Two key votes in the Senate today put us back where we always knew we would be after Ted Cruz’s noisy stunt faded away: House Republicans are still stuck deciding between stiff-arming the Tea Party and taking the blame for a government shutdown.

First, the Senate voted by 79-19 to end debate on the House bill defunding Obamacare, defying Senate conservatives. Ted Cruz: We are the 19 percent! And second, the Senate voted on party lines, 54-44, on final passage of the measure after stripping it of the defunding, sending it back to the House.

Perhaps the most interesting wrinkle in today’s voting — at least in terms of what it will mean for the big picture — is that Senate Dems amended the bill to move up the expiration date of the government funding under the “continuing resolution” from December 15th to November 15th. That means Dems are pushing for the next confrontation over funding the government to start a month earlier.

That’s potentially good news for liberals, because it means Dems are laying the groundwork to at least try to stage a real fight over replacing the sequester at higher spending levels for the next year or more. My understanding is Dems believe forcing another government funding fight sooner — rather than having one closer to the end of the year — will give appropriators more time before the end of the year to draw up a long term replacement for the sequester next year, and give Dems more time to fight for it. And, of course, it means that we’re only funding the government at sequester levels through November 15th, rather than a month longer than that.

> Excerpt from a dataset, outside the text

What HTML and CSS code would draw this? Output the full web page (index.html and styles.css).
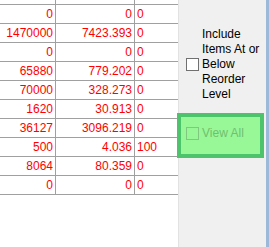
FILE: index.html
```html
<!DOCTYPE html>
<html lang="en">
  <head>
    <meta charset="UTF-8" />
    <meta name="viewport" content="width=device-width, initial-scale=1.0" />
    <title>Reorder Items</title>
    <link rel="stylesheet" href="styles.css">
  </head>
  <body>
    <div class="window">
      <div class="grid-area">
        <table class="grid">
          <tr class="cut-row">
            <td class="c1"></td><td class="c2"></td><td class="c3"></td>
          </tr>
          <tr><td class="c1">0</td><td class="c2">0</td><td class="c3">0</td></tr>
          <tr><td class="c1">1470000</td><td class="c2">7423.393</td><td class="c3">0</td></tr>
          <tr><td class="c1">0</td><td class="c2">0</td><td class="c3">0</td></tr>
          <tr><td class="c1">65880</td><td class="c2">779.202</td><td class="c3">0</td></tr>
          <tr><td class="c1">70000</td><td class="c2">328.273</td><td class="c3">0</td></tr>
          <tr><td class="c1">1620</td><td class="c2">30.913</td><td class="c3">0</td></tr>
          <tr><td class="c1">36127</td><td class="c2">3096.219</td><td class="c3">0</td></tr>
          <tr><td class="c1">500</td><td class="c2">4.036</td><td class="c3">100</td></tr>
          <tr><td class="c1">8064</td><td class="c2">80.359</td><td class="c3">0</td></tr>
          <tr><td class="c1">0</td><td class="c2">0</td><td class="c3">0</td></tr>
        </table>
      </div>

      <div class="side-panel">
        <label class="check-row">
          <input type="checkbox" class="check" />
          <span class="check-text">Include Items At or Below Reorder Level</span>
        </label>

        <div class="view-all-box">
          <label class="check-row disabled">
            <input type="checkbox" class="check" disabled />
            <span class="check-text">View All</span>
          </label>
        </div>
      </div>

      <div class="edge"></div>
    </div>
  </body>
</html>
```

FILE: styles.css
```css
body {
  margin: 0;
  font-family: "Liberation Sans", Arial, sans-serif;
  font-size: 12px;
  background: white;
}
.window {
  display: flex;
  height: 247px;
  overflow: hidden;
}
.grid-area {
  width: 178px;
  background: white;
}
.grid {
  border-collapse: separate;
  border-spacing: 0;
  table-layout: fixed;
  width: 178px;
}
.grid td {
  box-sizing: border-box;
  height: 19px;
  padding: 0 2px;
  line-height: 18px;
  color: #ff0000;
  border-bottom: 1px solid #a0a0a0;
  border-right: 1px solid #a0a0a0;
  white-space: nowrap;
  overflow: hidden;
}
.grid .cut-row td {
  height: 5px;
  font-size: 0;
  line-height: 0;
}
.c1 {
  width: 56px;
  text-align: right;
}
.c2 {
  width: 79px;
  text-align: right;
}
.grid td.c3 {
  width: 43px;
  text-align: left;
  border-right: none;
}
.side-panel {
  width: 88px;
  background: #f0f0f0;
  border-left: 1px solid #e2e2e2;
  padding-top: 27px;
  box-sizing: border-box;
}
.check-row {
  display: flex;
  align-items: center;
  padding-left: 7px;
  color: black;
  line-height: 15px;
}
.check {
  appearance: none;
  width: 13px;
  height: 13px;
  margin: 0 3px 0 0;
  border: 1px solid #707070;
  background: white;
  flex-shrink: 0;
}
.check-text {
  width: 62px;
}
.view-all-box {
  margin: 11px 0 0 -2px;
  width: 87px;
  height: 45px;
  box-sizing: border-box;
  border: 4px solid #4dc36c;
  background: #98f898;
  padding-top: 9px;
}
.view-all-box .check-row {
  padding-left: 5px;
}
.disabled {
  color: #6fc06f;
}
.disabled .check {
  background: transparent;
  border-color: #80c880;
}
.edge {
  width: 3px;
  background: #9cb9d9;
}
```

All of this gets to a point about this whole thing that keeps getting lost, which is that if we continue to fund the government temporarily at sequester levels — as Dems would likely agree to, if House Republicans were to pass something doing it — it would be a victory for Republicans. But conservatives have decided that anything short of defunding Obamacare is abject surrender, so accepting sequester level spending as a victory is off the table. Indeed, Robert Costa reports that Cruz is privately urging House conservatives to oppose House Speaker John Boehner if he does anything short of maintain a total war posture against Obamacare.

Dems believe that Boehner’s need to placate conservatives angry over the failure of the shutdown strategy by staging an even bigger fight around the debt limit will put him in  a weaker position at the moment when the stakes of failure — default and economic havoc are far greater. How all of this will play out is unclear, to put it mildly. But the basic idea is that it’s better to try to force Republicans to accept a long term replacement for the sequester — one at higher spending levels more in keeping with Dem priorities — sooner rather than later, just as they are grappling with deep divisions in their conference that may only be made worse by a brutal debt limit fight.